With the unbearable heat bearing down hard on a Friday afternoon, a few friends and I made our way to the ruins. Of course, we got lost by taking the wrong turn once past the turnoff from the main road.
It took the kind gesture of concerned village folk to direct us to the right track. At the entrance, different vendors enticed us with their wares. The heat seemed to have dried the pockets of those in my party. Still, one young man was willing to stake it out in the hot sun for a bargain.
Crumbling walls and broken pots that were rediscovered in the 1920s and gained the status of a Historical Monument in 1927 paint a picture of a prosperous city by ancient standards.
They also highlight the conditions within the settlement that history says was inhabited between the 12th and 15th centuries. At its peak, Gede had a population of 2,500 people. Suppose you were a resident of Gede back then, what would life have been like?
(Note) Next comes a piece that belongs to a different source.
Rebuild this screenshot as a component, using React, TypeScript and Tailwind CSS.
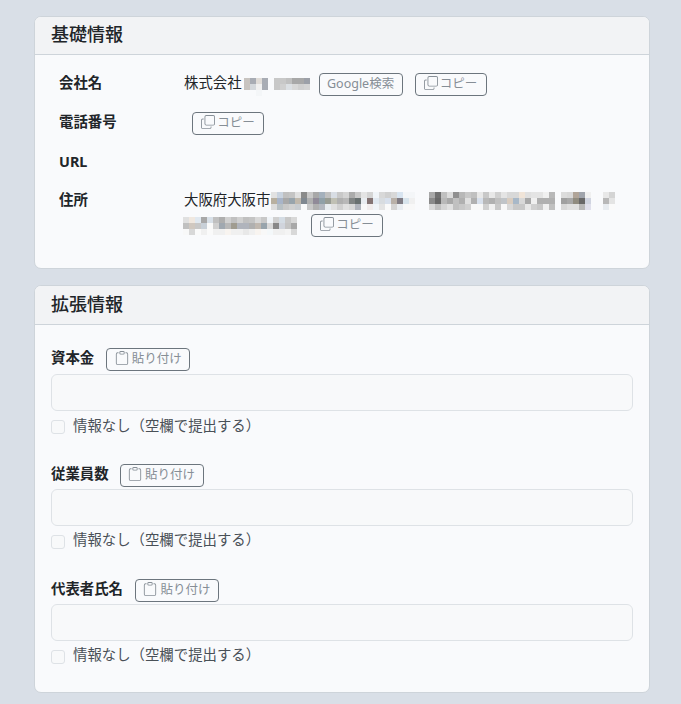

You probably would have been of Swahili descent, as these are the first inhabitants of Gede. The Swahili, as your good history teacher told you, came out of intermarriages between Arab merchants and local African tribes.
If your family had some means, you would have lived within the two walls that encircled the settlement.
The inner sanctums were where the top cream lived as solid foundations that have been unearthed show. Expensive chinaware excavated from the site and preserved in a nearby museum tells of a people that once lived a comfortable life.
Inside the inner walls, the rich lived — and died. A huge tomb with an Arabic engraving dating back to 1399 may have belonged to one such noble. Other ornate tombs here belonged to the imams or priests. They also took some creature comforts with them.
Our guide tells us the rich were sometimes buried with expensive artifacts, some made of gold.
Not far from the tomb is the Great Mosque, which, in the absence of the present-day sound amplifiers, had a curved wall that acted as the “podium” and from where the imam’s sound carried through to the worshipers. Gede’s architecture was ahead of its time.
The lavish lifestyle in the inner city is further shown by the deep wells including the “Well of the Great Mosque” that served the ablutions.
The ruler sat in the palace located deep in the forest from where he could render judicial decisions that held Gede together.
Perhaps it was in such a well-guarded area that gold was stored in chambers that had no doors or windows and that could only be accessed by opening the roof. Oh, your family must have loved it here.
What if your family was not in the first row? Then your home would probably have been located within the 18 hectares enclosed by the outer wall. Here, you worked on a farm, perhaps a plantation that fed the community and provided work for the lowly.
Your house was likely made of mud and wattle, no different from homes constructed in different parts of Kenya in later years. Some Kenyans may consider such houses inferior, but in ancient Gede, they housed the middle class.
There was life outside the walls too. This is where the peasants lived and at the risk of their lives, must have attempted — not once — to scale the walls in search of a better life.
Scores were likely shot with poisoned arrows. The divide between the rich and the poor has always existed. The peasants provided Gede with cheap labour.
Then something strange happened and Gede was abandoned in a hurry toward the 18th Century. Historians have never agreed as to what made the inhabitants of the once flourishing city-state run away, never to return.
There are theories though. Did a Mombasa-based army rout the Gede Swahilis? Did marauder bands from the Galla people who lived in the North make intermittent raids on Gede?
Or did the wells dry up, forcing the people to abandon their beloved town? We may never know for sure. What is obvious is that nature has since claimed a good part of Gede, with some trees weaving their trunks and branches around some of the city gates.
It had been two hours of an ancient site inspection. And it was not all about history. Gede’s present-day inhabitants include poisonous snakes that are housed in a corner of the expansive grounds. Toward the main entrance lies a butterfly breeding ground that adds some lustre to the otherwise bland monuments.
Scores of Syke’s monkeys entertained us on our way out while an owl, perched low on a baobab tree, watched our every move. The ruins are under the National Museums of Kenya and have since 2010 been listed under “Tentative Lists” by Unesco. One day, it may attain World Heritage Site status.